→ **Given problem**: Give the data again exactly as written, skipping any pictures.

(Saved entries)
____

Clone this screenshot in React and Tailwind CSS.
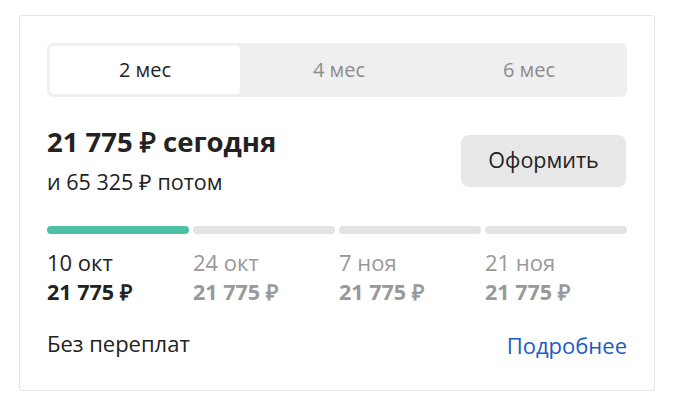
import React from "react";

const dates = [
  { d: "10 окт", a: "21 775 ₽", active: true },
  { d: "24 окт", a: "21 775 ₽" },
  { d: "7 ноя", a: "21 775 ₽" },
  { d: "21 ноя", a: "21 775 ₽" },
];

export default function App() {
  return (
    <div className="w-[680px] h-[405px] bg-white pt-[15px] pl-[19px] font-['Open_Sans',sans-serif] text-[#222222]">
      <div className="w-[636px] h-[376px] border border-[#e6e6e6] rounded-[3px] px-[27px] pt-[27px]">
        <div className="flex h-[54px] bg-[#efefef] rounded-[6px] p-[3px]">
          <div className="flex-1 flex items-center justify-center bg-white rounded-[4px] mr-[4px] text-[20px] text-[#222222]">2 мес</div>
          <div className="flex-1 flex items-center justify-center text-[20px] text-[#8c8c8c]">4 мес</div>
          <div className="flex-1 flex items-center justify-center text-[20px] text-[#8c8c8c]">6 мес</div>
        </div>
        <div className="flex justify-between mt-[29px]">
          <div>
            <div className="text-[27.5px] font-bold leading-[32px]">21 775 ₽ сегодня</div>
            <div className="text-[21.5px] leading-[24px] mt-[12px]">и 65 325 ₽ потом</div>
          </div>
          <div className="w-[165px] h-[52px] mt-[9px] mr-[1px] bg-[#e8e8e8] rounded-[8px] flex items-center justify-center text-[21.5px] font-medium leading-none pb-[2px]">Оформить</div>
        </div>
        <div className="grid grid-cols-4 gap-[4px] mt-[32px]">
          {dates.map((x, i) => (
            <div key={i}>
              <div className={`h-[8px] rounded-full ${x.active ? "bg-[#4dbfa3]" : "bg-[#e3e3e6]"}`} />
              <div className={`text-[22px] leading-[24px] mt-[16px] ${x.active ? "text-[#222222]" : "text-[#999999]"}`}>{x.d}</div>
              <div className={`text-[21.5px] font-bold leading-[24px] mt-[6px] ${x.active ? "text-[#222222]" : "text-[#999999]"}`}>{x.a}</div>
            </div>
          ))}
        </div>
        <div className="flex justify-between items-start mt-[27px]">
          <div className="text-[22px] leading-[24px]">Без переплат</div>
          <div className="text-[22px] leading-[24px] text-[#1d5bbf] mt-[2px]">Подробнее</div>
        </div>
      </div>
    </div>
  );
}
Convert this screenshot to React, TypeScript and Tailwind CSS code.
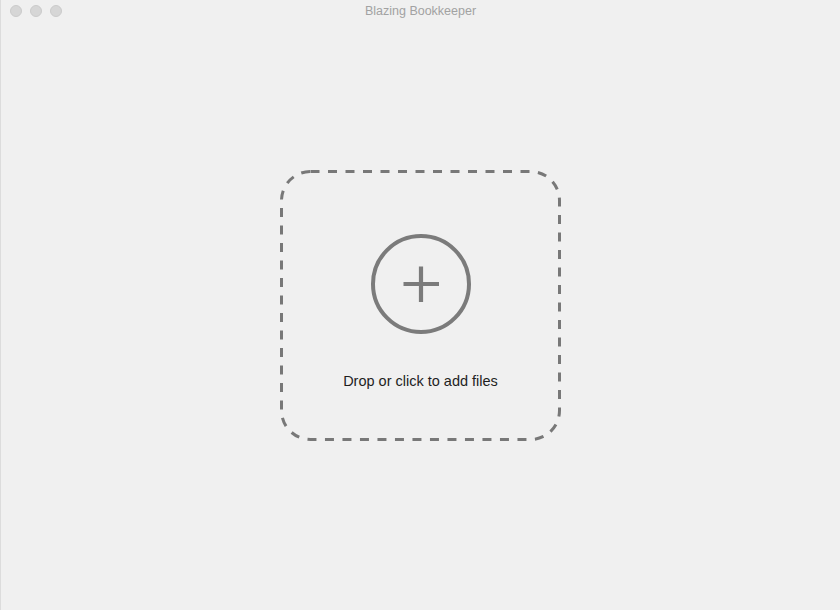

____

→ **Task result**:
Clone this screenshot in React and Tailwind CSS.
import React from "react";

const dates = [
  { d: "10 окт", a: "21 775 ₽", active: true },
  { d: "24 окт", a: "21 775 ₽" },
  { d: "7 ноя", a: "21 775 ₽" },
  { d: "21 ноя", a: "21 775 ₽" },
];

export default function App() {
  return (
    <div className="w-[680px] h-[405px] bg-white pt-[15px] pl-[19px] font-['Open_Sans',sans-serif] text-[#222222]">
      <div className="w-[636px] h-[376px] border border-[#e6e6e6] rounded-[3px] px-[27px] pt-[27px]">
        <div className="flex h-[54px] bg-[#efefef] rounded-[6px] p-[3px]">
          <div className="flex-1 flex items-center justify-center bg-white rounded-[4px] mr-[4px] text-[20px] text-[#222222]">2 мес</div>
          <div className="flex-1 flex items-center justify-center text-[20px] text-[#8c8c8c]">4 мес</div>
          <div className="flex-1 flex items-center justify-center text-[20px] text-[#8c8c8c]">6 мес</div>
        </div>
        <div className="flex justify-between mt-[29px]">
          <div>
            <div className="text-[27.5px] font-bold leading-[32px]">21 775 ₽ сегодня</div>
            <div className="text-[21.5px] leading-[24px] mt-[12px]">и 65 325 ₽ потом</div>
          </div>
          <div className="w-[165px] h-[52px] mt-[9px] mr-[1px] bg-[#e8e8e8] rounded-[8px] flex items-center justify-center text-[21.5px] font-medium leading-none pb-[2px]">Оформить</div>
        </div>
        <div className="grid grid-cols-4 gap-[4px] mt-[32px]">
          {dates.map((x, i) => (
            <div key={i}>
              <div className={`h-[8px] rounded-full ${x.active ? "bg-[#4dbfa3]" : "bg-[#e3e3e6]"}`} />
              <div className={`text-[22px] leading-[24px] mt-[16px] ${x.active ? "text-[#222222]" : "text-[#999999]"}`}>{x.d}</div>
              <div className={`text-[21.5px] font-bold leading-[24px] mt-[6px] ${x.active ? "text-[#222222]" : "text-[#999999]"}`}>{x.a}</div>
            </div>
          ))}
        </div>
        <div className="flex justify-between items-start mt-[27px]">
          <div className="text-[22px] leading-[24px]">Без переплат</div>
          <div className="text-[22px] leading-[24px] text-[#1d5bbf] mt-[2px]">Подробнее</div>
        </div>
      </div>
    </div>
  );
}
Convert this screenshot to React, TypeScript and Tailwind CSS code.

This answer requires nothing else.